Any recommendations? I was nervous during this lsat and I messed up. I could feel it through every section. I'd love tips on what anyone in a similar situation has done or anyone has done between 2-3 months left to study. I'm feeling lost without a plan and I'm trying to create one. Thanks!

Shorter recap:

Testing in Feb. Need to improve timing. Feedback on my plan:
-timed individual lr sections with blind review (4-5 sections per week from old PTs)
- going through the full lsat trainer again (completing accompanying drills through 62-71 even though I've done all those PTs)
- taking all the new PT72+ timed. Maybe one pet week until February.
-doing timed RC sections with BR (2-3 times per week)

AJordan

Silver
Posts: 533
Joined: Wed Oct 05, 2016 3:48 am

Re: 2 month strategy. Feedback/help.

Post by AJordan » Tue Dec 05, 2017 12:26 pm

Where were your PTs before you took the test? Are you ever missing LR questions in the first ten?

Both of your perceived problems, speed and anxiety, are correlated, anecdotally from my own LSAT students, with just not knowing the material. To be a 170+ LR scorer I'm a firm believer that you have to be good-great at two things: argument analysis and LR question type fundamentals. Given those two skills you'll get there unless you're just a painfully slow reader.

Not your tutor, obviously, but my advice would be to slow everything down until you're 100% confident in every move, every answer that you make. This includes learning to eliminate wrong answers in real time, completely engrossing yourself in your mistakes until you understand the exact nuance of why the answer you chose was wrong, and just generally learning how to get questions right. If you find yourself saying things in your review like, "I don't really know what I was thinking here" and "I just missed that ONE word" then you're absolutely going too fast. These are excuses that low scorers make when they try to justify why they are scoring there. Don't let yourself do it. Get questions right.
Last edited by AJordan on Sat Jan 27, 2018 10:07 am, edited 1 time in total.

User avatar
eraserhead

New
Posts: 38
Joined: Sun Dec 03, 2017 12:02 pm

Re: 2 month strategy. Feedback/help.

Post by eraserhead » Tue Dec 05, 2017 2:12 pm

AJordan wrote:Where were your PTs before you took the test? Are you ever missing LR questions in the first ten?

Both of your perceived problems, speed and anxiety, are correlated, anecdotally from my own LSAT students, with just not knowing the material. To be a 170+ LR scorer I'm a firm believer that you have to be good-great at two things: argument analysis and LR question type fundamentals. Given those two skills you'll get there unless you're just a painfully slow reader.
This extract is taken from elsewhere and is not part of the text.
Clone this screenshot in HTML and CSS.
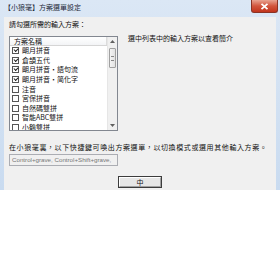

Not your tutor, obviously, but my advice would be to slow everything down until you're 100% confident in every move, every answer that you make. This includes learning to eliminate wrong answers in real time, completely engrossing yourself in your mistakes until you understand the exact nuance of why the answer you chose was wrong, and just generally learning how to get questions right. If you find yourself saying things in your review like, "I don't really know what I was thinking here" and "I just missed that ONE word" then you're absolutely going too fast. These are excuses that low scorers make when they try to justify why they are scoring there. Don't let yourself do it. Get questions right.
Thank you so much for your feedback. I hope you won't mind but I PM'd you with more insight into my situation and I would love if you could provide some perspective on what I've outlined. You've brought up a few things that are making me question if I am as strong with understanding the fundamentals as I thought I was. And I'd love your help in evaluating my thought process/view. If you prefer to limit discussion to this thread, please let me know and I'll condense it to post here. Thank you again.

Post Reply

Return to “LSAT Prep and Discussion Forum”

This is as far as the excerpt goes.